DIET services are managed by a SeD on each platform. The SeD offers two different ways to interact with DIET checkpoint :

  • Service provided checkpoint : the service includes its own checkpoint mechanisms. It just have to register some files to be included to the DIET checkpoint, and notify DIET when these files are ready to be stored.
  • Automatic checkpoint : the service has no provided checkpoint capabilities. Then it is linked with a checkpoint library (such as the Condor Standalone Checkpoint Library). The SeD automatically manages to periodically checkpoint the service.

Checkpoint data are stored on computing resources using JuxMEM. JuxMEM uses data replication to ensure data persistence over failures.

Each client is in charge of observing the RPC it has initiated. When a client detects a failure, it gets a new compatible SeD from the MA, and issue a restart command on this SeD. The SeD then retrieve checkpoint data from persistent data storage and restarts.

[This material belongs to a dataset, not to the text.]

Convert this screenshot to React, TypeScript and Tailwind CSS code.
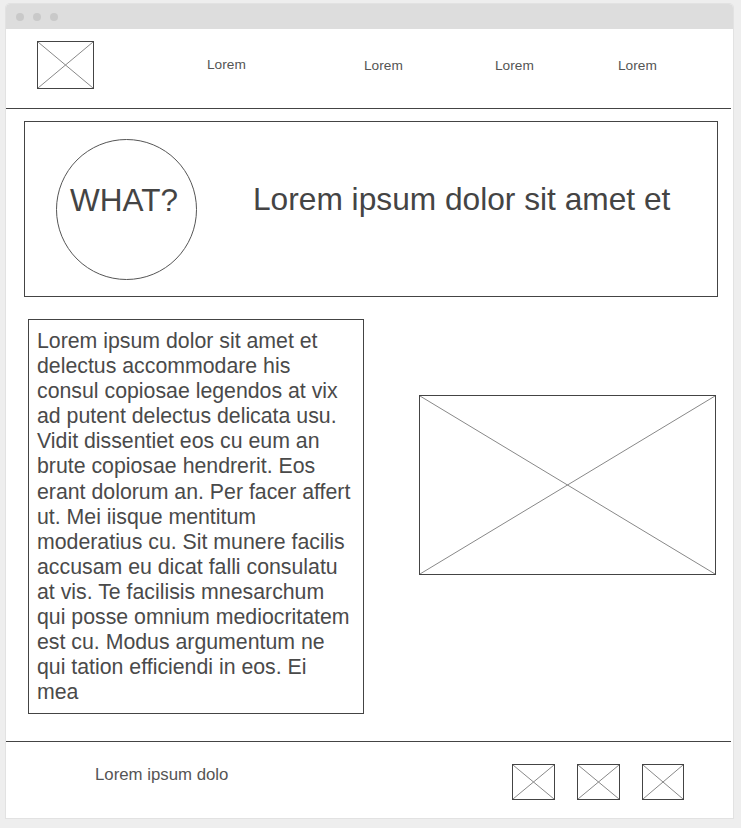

Checkpoint aims to faster recover from failures, but it can also be used to move some computing process from nodes to nodes (having compatible architecture). This feature enables to use advanced scheduling algorithms such as moving process from a slow node to a faster one as soon as it becomes available. Moreover, most scheduling algorithms are relying on predictive performances of the platform. When the effective performance does not match the prediction, checkpointing allows to correct the scheduling accordingly to actually measured performance.